— start SUPPLIED DATA —

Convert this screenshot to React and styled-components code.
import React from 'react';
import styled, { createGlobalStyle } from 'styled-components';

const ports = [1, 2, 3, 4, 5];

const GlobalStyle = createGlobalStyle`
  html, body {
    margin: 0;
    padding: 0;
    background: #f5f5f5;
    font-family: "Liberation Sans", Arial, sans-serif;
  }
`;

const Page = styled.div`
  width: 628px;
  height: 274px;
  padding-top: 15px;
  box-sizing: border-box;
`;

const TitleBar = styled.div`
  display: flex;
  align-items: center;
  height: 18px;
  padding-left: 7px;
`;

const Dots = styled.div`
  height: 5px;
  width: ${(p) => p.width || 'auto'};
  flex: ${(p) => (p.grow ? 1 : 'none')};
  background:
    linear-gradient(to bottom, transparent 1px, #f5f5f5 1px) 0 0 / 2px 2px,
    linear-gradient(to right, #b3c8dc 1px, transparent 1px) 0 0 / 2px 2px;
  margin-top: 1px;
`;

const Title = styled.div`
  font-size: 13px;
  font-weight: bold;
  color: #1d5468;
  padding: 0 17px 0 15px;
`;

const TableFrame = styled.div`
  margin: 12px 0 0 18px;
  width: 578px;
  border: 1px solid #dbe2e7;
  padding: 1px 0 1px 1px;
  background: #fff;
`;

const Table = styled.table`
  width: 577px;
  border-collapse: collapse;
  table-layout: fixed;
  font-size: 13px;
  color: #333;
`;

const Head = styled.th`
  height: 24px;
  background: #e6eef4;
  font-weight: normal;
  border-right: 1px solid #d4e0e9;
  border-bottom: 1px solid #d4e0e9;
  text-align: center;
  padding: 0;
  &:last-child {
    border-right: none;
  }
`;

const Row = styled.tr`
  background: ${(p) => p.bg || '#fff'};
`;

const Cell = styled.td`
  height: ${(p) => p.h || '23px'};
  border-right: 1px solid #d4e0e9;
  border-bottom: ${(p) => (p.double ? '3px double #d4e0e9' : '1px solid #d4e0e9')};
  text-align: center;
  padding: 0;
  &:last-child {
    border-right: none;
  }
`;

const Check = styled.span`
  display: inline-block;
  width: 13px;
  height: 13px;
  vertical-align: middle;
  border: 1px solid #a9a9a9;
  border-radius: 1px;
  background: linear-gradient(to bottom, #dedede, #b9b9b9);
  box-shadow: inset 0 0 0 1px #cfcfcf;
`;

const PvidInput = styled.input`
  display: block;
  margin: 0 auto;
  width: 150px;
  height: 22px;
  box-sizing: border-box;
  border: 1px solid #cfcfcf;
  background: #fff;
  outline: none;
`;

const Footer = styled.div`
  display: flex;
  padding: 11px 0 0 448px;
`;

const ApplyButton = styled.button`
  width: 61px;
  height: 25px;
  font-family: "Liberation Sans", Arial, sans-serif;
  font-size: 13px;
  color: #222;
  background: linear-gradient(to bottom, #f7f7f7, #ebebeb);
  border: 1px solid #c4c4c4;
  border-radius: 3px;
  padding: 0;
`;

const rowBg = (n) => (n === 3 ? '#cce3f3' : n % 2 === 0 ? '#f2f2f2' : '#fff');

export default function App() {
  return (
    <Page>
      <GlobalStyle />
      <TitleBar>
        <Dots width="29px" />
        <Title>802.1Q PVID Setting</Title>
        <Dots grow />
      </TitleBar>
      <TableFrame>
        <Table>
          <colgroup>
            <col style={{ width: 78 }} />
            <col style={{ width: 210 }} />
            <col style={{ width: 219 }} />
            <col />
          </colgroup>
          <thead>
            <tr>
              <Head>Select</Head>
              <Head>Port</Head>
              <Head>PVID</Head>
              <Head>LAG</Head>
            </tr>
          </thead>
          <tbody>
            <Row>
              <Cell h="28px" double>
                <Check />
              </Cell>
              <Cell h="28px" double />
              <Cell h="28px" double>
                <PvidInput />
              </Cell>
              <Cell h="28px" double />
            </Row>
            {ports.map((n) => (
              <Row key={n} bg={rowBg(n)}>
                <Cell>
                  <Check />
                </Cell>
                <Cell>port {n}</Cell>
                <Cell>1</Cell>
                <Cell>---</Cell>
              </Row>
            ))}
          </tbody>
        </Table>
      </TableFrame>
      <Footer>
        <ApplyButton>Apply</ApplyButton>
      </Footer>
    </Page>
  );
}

— end SUPPLIED DATA —

*WRITTEN REQUEST*.
Gather each line in the data that holds the string "React".

*EXERCISE SOLUTION*.
Convert this screenshot to React and styled-components code.
import React from 'react';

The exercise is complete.